What you will do: Write out, word for word, every line from the first one through the line that holds "React.ReactNode; tall?: boolean", and nothing else; skip the pictures.

Data listing:
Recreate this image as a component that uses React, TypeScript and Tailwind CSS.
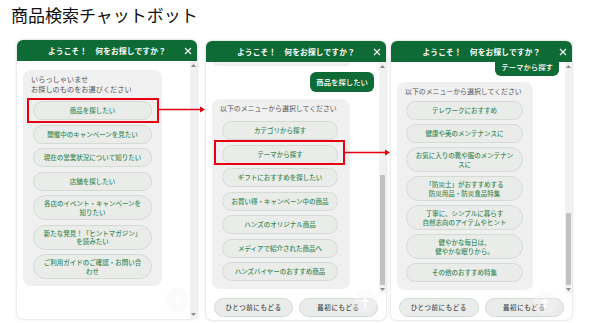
import React from "react";

const GREEN = "bg-[#0e6b35]";

type Item = { label: React.ReactNode; tall?: boolean };

function Header() {
  return (
    <div className={`relative flex h-[21px] shrink-0 items-center justify-center ${GREEN} rounded-t-[6px]`}>
      <span className="text-[7.7px] font-bold leading-none tracking-[0.2px] text-white">
        ようこそ！　何をお探しですか？
      </span>
      <svg className="absolute right-[5px] top-[7px]" width="8" height="8" viewBox="0 0 8 8">
        <path d="M1 1 L7 7 M7 1 L1 7" stroke="white" strokeWidth="1.1" />
      </svg>
    </div>
  );
}

function Scrollbar({ thumbTop, thumbH }: { thumbTop?: string; thumbH?: string }) {
  return (
    <div className="flex w-[7px] shrink-0 flex-col bg-[#f1f1f1]">
      <div className="flex h-[9px] items-center justify-center">
        <svg width="5" height="3" viewBox="0 0 5 3">
          <path d="M0 3 L2.5 0 L5 3 Z" fill="#8a8a8a" />
        </svg>
      </div>
      <div className="flex-1">
        {thumbTop && <div className={`mx-[1px] rounded-[1px] bg-[#c1c1c1] ${thumbTop} ${thumbH}`} />}
      </div>
      <div className="flex h-[9px] items-center justify-center">
        <svg width="5" height="3" viewBox="0 0 5 3">
          <path d="M0 0 L2.5 3 L5 0 Z" fill="#8a8a8a" />
        </svg>
      </div>
    </div>
  );
}

function MenuButton({ item }: { item: Item }) {
  return (
    <div
      className={`flex items-center justify-center whitespace-nowrap rounded-full border border-[#d4dbd5] bg-[#e9ece9] text-center text-[6.5px] font-medium leading-[8.5px] text-[#3c8a58] ${
        item.tall ? "h-[25px]" : "h-[19px]"
      }`}
    >
      <span>{item.label}</span>
    </div>
  );
}

function ScrollTop({ className }: { className: string }) {
  return (
    <div
      className={`absolute flex h-[24px] w-[24px] items-center justify-center rounded-full bg-[#f4f4f4]/40 ${className}`}
    >
      <svg width="10" height="11" viewBox="0 0 10 11">
        <path d="M5 10 V1.5 M1.5 5 L5 1.5 L8.5 5" stroke="white" strokeWidth="1.4" fill="none" />
      </svg>
    </div>
  );
}

function Footer() {
  return (
    <div className="flex h-[27px] shrink-0 gap-[6px] px-[8px] pt-[5px]">
      {["ひとつ前にもどる", "最初にもどる"].map((t) => (
        <div
          key={t}
          className="flex h-[19px] flex-1 items-center justify-center whitespace-nowrap rounded-full border border-[#d4dbd5] bg-[#e9ece9] text-[6.5px] font-medium tracking-[0.6px] text-[#4a4a4a]"
        >
          {t}
        </div>
      ))}
    </div>
  );
}

const menu1: Item[] = [
  { label: "商品を探したい" },
  { label: "開催中のキャンペーンを見たい" },
  { label: "現在の営業状況について知りたい" },
  { label: "店舗を探したい" },
  { label: <>各店のイベント・キャンペーンを<br />知りたい</>, tall: true },
  { label: <>新たな発見！「ヒントマガジン」<br />を読みたい</>, tall: true },
  { label: <>ご利用ガイドのご確認・お問い合<br />わせ</>, tall: true },
];

const menu2: Item[] = [
  { label: "カテゴリから探す" },
  { label: "テーマから探す" },
  { label: "ギフトにおすすめを探したい" },
  { label: "お買い得・キャンペーン中の商品" },
  { label: "ハンズのオリジナル商品" },
  { label: "メディアで紹介された商品へ" },
  { label: "ハンズバイヤーのおすすめ商品" },
];

const menu3: Item[] = [
  { label: "テレワークにおすすめ" },
  { label: "健康や美のメンテナンスに" },
  { label: <>お気に入りの靴や服のメンテナン<br />スに</>, tall: true },
  { label: <>「防災士」がおすすめする<br />防災用品・防災食品特集</>, tall: true },
  { label: <>丁寧に、シンプルに暮らす<br />自然志向のアイテムやヒント</>, tall: true },
  { label: <>健やかな毎日は、<br />健やかな眠りから。</>, tall: true },
  { label: "その他のおすすめ特集" },
];

export default function App() {
  return (
    <div
      className="relative h-[323px] w-[600px] overflow-hidden bg-white"
      style={{ fontFamily: '"Noto Sans CJK JP", "Noto Sans", sans-serif' }}
    >
      <h1 className="pl-[11px] pt-[5px] text-[17px] font-normal leading-[20px] text-[#111]">
        商品検索チャットボット
      </h1>

      <div className="mt-[15px] flex items-start pl-[17px]">
        {/* panel 1 */}
        <div className="relative flex h-[279px] w-[180px] flex-col rounded-[6px] bg-white shadow-[0_0_3px_rgba(0,0,0,0.22)]">
          <Header />
          <div className="flex min-h-0 flex-1">
            <div className="min-w-0 flex-1 overflow-hidden pl-[6px] pt-[9px]">
              <div className="w-[139px] rounded-[8px] bg-[#f0f0f0] px-[8px] pb-[7px] pt-[4.5px]">
                <p className="flex h-[9.5px] items-center text-[7.2px] leading-[8px] text-[#555]">いらっしゃいませ</p>
                <p className="flex h-[9.5px] items-center text-[7.2px] leading-[8px] text-[#555]">お探しのものをお選びください</p>
                <div className="mt-[7.5px] flex flex-col gap-[4.5px] px-[2px]">
                  {menu1.map((m, i) => (
                    <MenuButton key={i} item={m} />
                  ))}
                </div>
              </div>
            </div>
            <Scrollbar />
          </div>
          <ScrollTop className="left-[148px] top-[248px]" />
        </div>

        {/* panel 2 */}
        <div className="relative ml-[9px] mt-[1px] flex h-[279px] w-[180px] flex-col rounded-[6px] bg-white shadow-[0_0_3px_rgba(0,0,0,0.22)]">
          <Header />
          <div className="flex min-h-0 flex-1">
            <div className="flex min-w-0 flex-1 flex-col overflow-hidden">
              <div className="ml-[7px] h-[4px] w-[137px] shrink-0 rounded-b-[8px] bg-[#f0f0f0]" />
              <div className={`mr-[5px] mt-[6px] flex h-[20px] shrink-0 items-center self-end rounded-[6px] px-[6px] text-[7.4px] font-medium leading-[8px] text-white ${GREEN}`}>
                商品を探したい
              </div>
              <div className="ml-[6px] mt-[7px] w-[138px] rounded-[8px] bg-[#f0f0f0] px-[8px] pb-[8px] pt-[5px]">
                <p className="whitespace-nowrap text-[6.9px] leading-[9px] text-[#555]">以下のメニューから選択してください</p>
                <div className="mt-[8px] flex flex-col gap-[4.5px] pl-[2px] pr-[4px]">
                  {menu2.map((m, i) => (
                    <MenuButton key={i} item={m} />
                  ))}
                </div>
              </div>
            </div>
            <Scrollbar thumbTop="mt-[105px]" thumbH="h-[110px]" />
          </div>
          <Footer />
          <ScrollTop className="left-[147px] top-[249px]" />
        </div>

        {/* panel 3 */}
        <div className="relative ml-[5px] mt-[1px] flex h-[279px] w-[181px] flex-col rounded-[6px] bg-white shadow-[0_0_3px_rgba(0,0,0,0.22)]">
          <Header />
          <div className="flex min-h-0 flex-1">
            <div className="flex min-w-0 flex-1 flex-col overflow-hidden">
              <div className={`-mt-[6px] mr-[6px] flex h-[20px] shrink-0 items-center self-end rounded-[6px] px-[6px] pt-[1px] text-[7.4px] font-medium leading-[8px] text-white ${GREEN}`}>
                テーマから探す
              </div>
              <div className="ml-[6px] mt-[6px] w-[136px] rounded-[8px] bg-[#f0f0f0] px-[8px] pb-[8px] pt-[5px]">
                <p className="whitespace-nowrap text-[6.9px] leading-[9px] text-[#555]">以下のメニューから選択してください</p>
                <div className="mt-[5px] flex flex-col gap-[4px] pl-[1px] pr-[2px]">
                  {menu3.map((m, i) => (
                    <MenuButton key={i} item={m} />
                  ))}
                </div>
              </div>
            </div>
            <Scrollbar thumbTop="mt-[143px]" thumbH="h-[72px]" />
          </div>
          <Footer />
          <ScrollTop className="left-[142px] top-[250px]" />
        </div>
      </div>

      {/* annotations */}
      <div className="absolute left-[27px] top-[98px] h-[25px] w-[132px] border-2 border-[#e60012]" />
      <div className="absolute left-[214px] top-[140px] h-[25px] w-[131px] border-2 border-[#e60012]" />
      <svg className="pointer-events-none absolute left-0 top-0" width="600" height="323">
        <line x1="159" y1="109.5" x2="201" y2="109.5" stroke="#e60012" strokeWidth="1.5" />
        <path d="M200 106.5 L205 109.5 L200 112.5 Z" fill="#e60012" />
        <line x1="345" y1="152.5" x2="386" y2="152.5" stroke="#e60012" strokeWidth="1.5" />
        <path d="M385 149.5 L390 152.5 L385 155.5 Z" fill="#e60012" />
      </svg>
    </div>
  );
}
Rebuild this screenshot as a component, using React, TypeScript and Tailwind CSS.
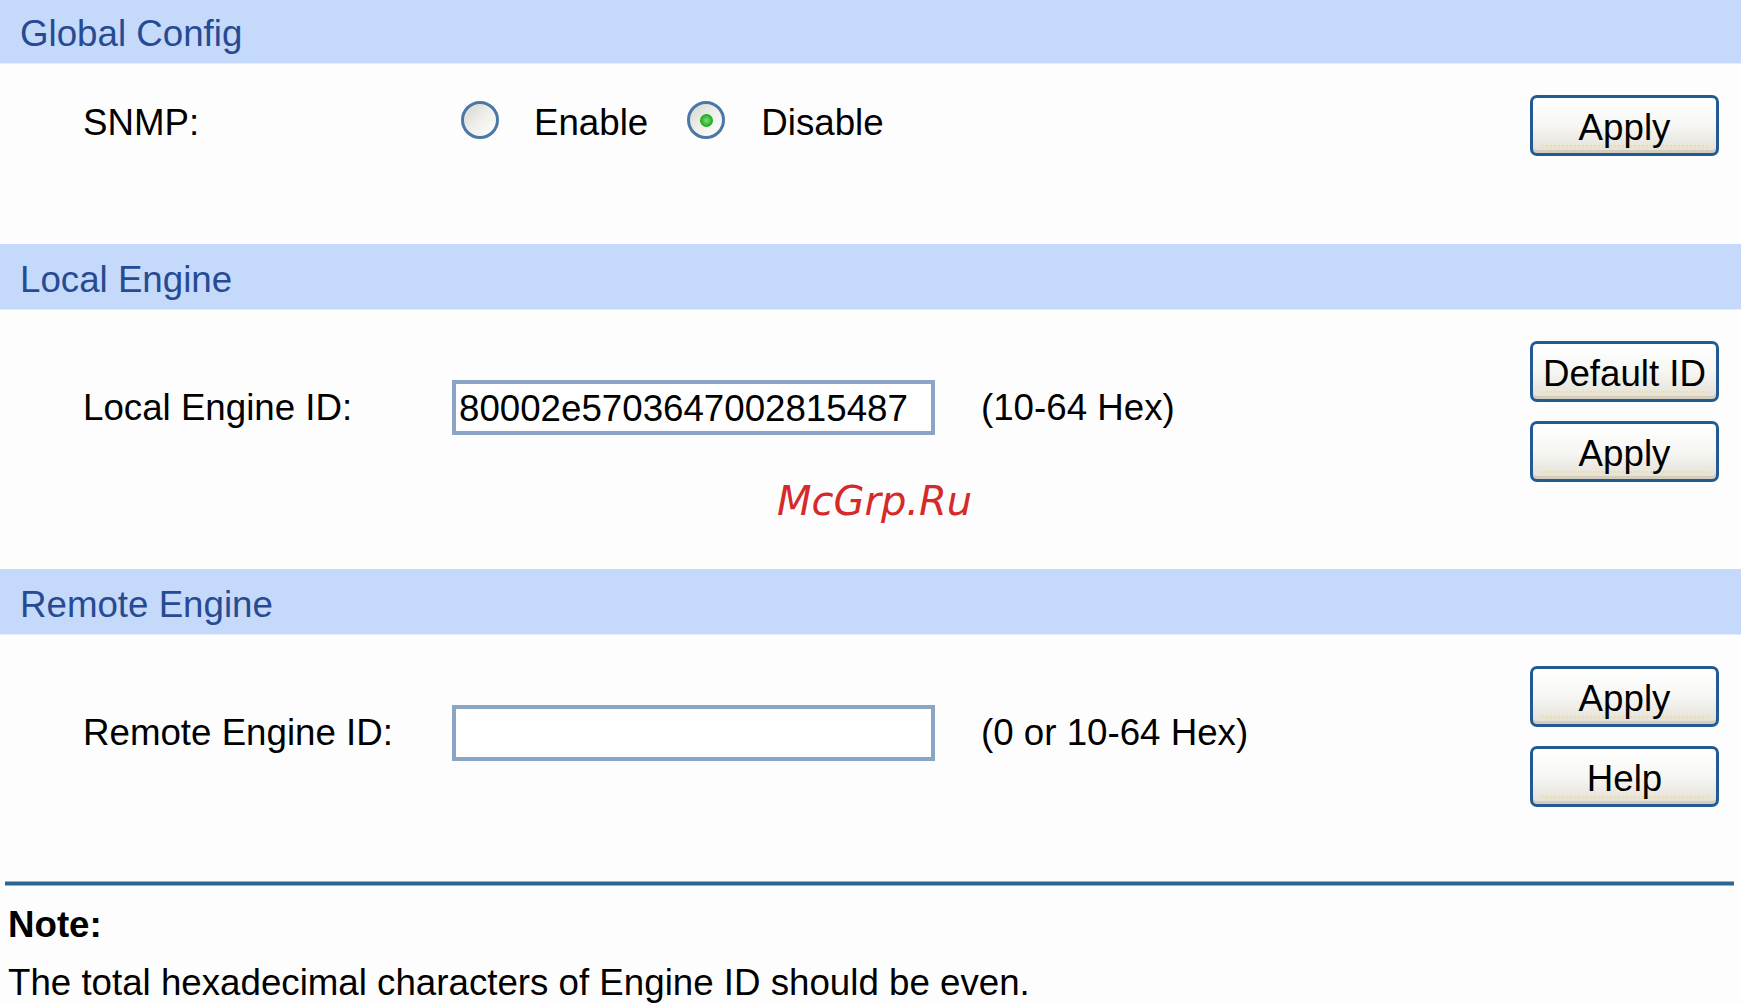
import React from 'react';

const SectionHeader = ({ title, tall = true }: { title: string; tall?: boolean }) => (
  <div
    className={`${tall ? 'h-[66px] pt-[6px]' : 'h-[64px] pt-[4px]'} bg-[#c5d9fb] pl-[20px] flex items-center text-[#274b92] border-b border-[#e4edfd]`}
  >
    {title}
  </div>
);

const XpButton = ({ label }: { label: string }) => (
  <button className="relative w-[189px] h-[61px] rounded-[7px] border-[3px] border-[#235a93] bg-gradient-to-b from-[#ffffff] via-[#f6f6f3] to-[#e2dfd6] text-black leading-none shadow-[inset_0_-3px_0_#d3cdbf]">
    <span className="absolute left-[8px] right-[8px] bottom-[6px] border-b-2 border-dotted border-[#f1dc9c]" />
    <span className="relative top-[3px]">{label}</span>
  </button>
);

const Radio = ({ checked }: { checked?: boolean }) => (
  <span className="w-[38px] h-[38px] rounded-full border-[3px] border-[#4a77a7] bg-gradient-to-br from-[#d6d6d0] via-[#efefeb] to-white flex items-center justify-center mb-[6px]">
    {checked && <span className="w-[13px] h-[13px] rounded-full bg-[radial-gradient(circle,#7fe07f_0%,#22b022_60%,#178a17_100%)]" />}
  </span>
);

export default function App() {
  return (
    <div className="min-h-screen bg-[#fdfdfd] font-['Liberation_Sans',Arial,sans-serif] text-[36.7px] text-black leading-[42px]">
      <SectionHeader title="Global Config" tall={false} />
      <div className="h-[180px] flex items-start">
        <div className="flex-1 mt-[37px] h-[44px] flex items-center">
          <div className="pl-[83px] w-[461px]">SNMP:</div>
          <Radio />
          <span className="ml-[35px]">Enable</span>
          <span className="ml-[39px] flex">
            <Radio checked />
          </span>
          <span className="ml-[36px]">Disable</span>
        </div>
        <div className="mt-[31px] mr-[22px] flex flex-col gap-[19px]">
          <XpButton label="Apply" />
        </div>
      </div>

      <SectionHeader title="Local Engine" />
      <div className="h-[259px] flex items-start">
        <div className="flex-1">
          <div className="mt-[70px] h-[55px] flex items-center">
            <div className="pl-[83px] w-[452px]">Local Engine ID:</div>
            <input
              readOnly
              defaultValue="80002e5703647002815487"
              className="w-[483px] h-[55px] border-[4px] border-[#8aa5c6] bg-white px-[3px] pt-[2px] text-black outline-none"
            />
            <span className="ml-[46px]">(10-64 Hex)</span>
          </div>
          <div className="mt-[42px] ml-[777px] h-[48px] font-['DejaVu_Sans',sans-serif] italic text-[40px] leading-[48px] text-[#d52a2a]">
            McGrp.Ru
          </div>
        </div>
        <div className="mt-[31px] mr-[22px] flex flex-col gap-[19px]">
          <XpButton label="Default ID" />
          <XpButton label="Apply" />
        </div>
      </div>

      <SectionHeader title="Remote Engine" />
      <div className="h-[246px] flex items-start">
        <div className="flex-1">
          <div className="mt-[70px] h-[56px] flex items-center">
            <div className="pl-[83px] w-[452px]">Remote Engine ID:</div>
            <input className="w-[483px] h-[56px] border-[4px] border-[#8aa5c6] bg-white px-[3px] text-black outline-none" />
            <span className="ml-[46px]">(0 or 10-64 Hex)</span>
          </div>
        </div>
        <div className="mt-[31px] mr-[22px] flex flex-col gap-[19px]">
          <XpButton label="Apply" />
          <XpButton label="Help" />
        </div>
      </div>

      <div className="ml-[5px] mr-[7px] h-[5px] bg-[#2c6494] border-t border-b border-[#8fb0cc]" />
      <div className="pl-[8px] mt-[18px] font-bold">Note:</div>
      <div className="pl-[8px] mt-[16px]">The total hexadecimal characters of Engine ID should be even.</div>
    </div>
  );
}
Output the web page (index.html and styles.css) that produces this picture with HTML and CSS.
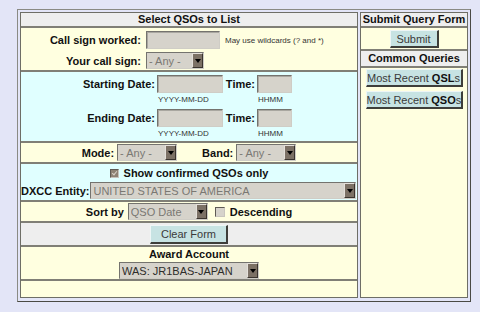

Solved exercise:
Recreate this image as a component that uses React, TypeScript and Tailwind CSS.
import React from "react";

const GREEN = "bg-[#0e6b35]";

type Item = { label: React.ReactNode; tall?: boolean };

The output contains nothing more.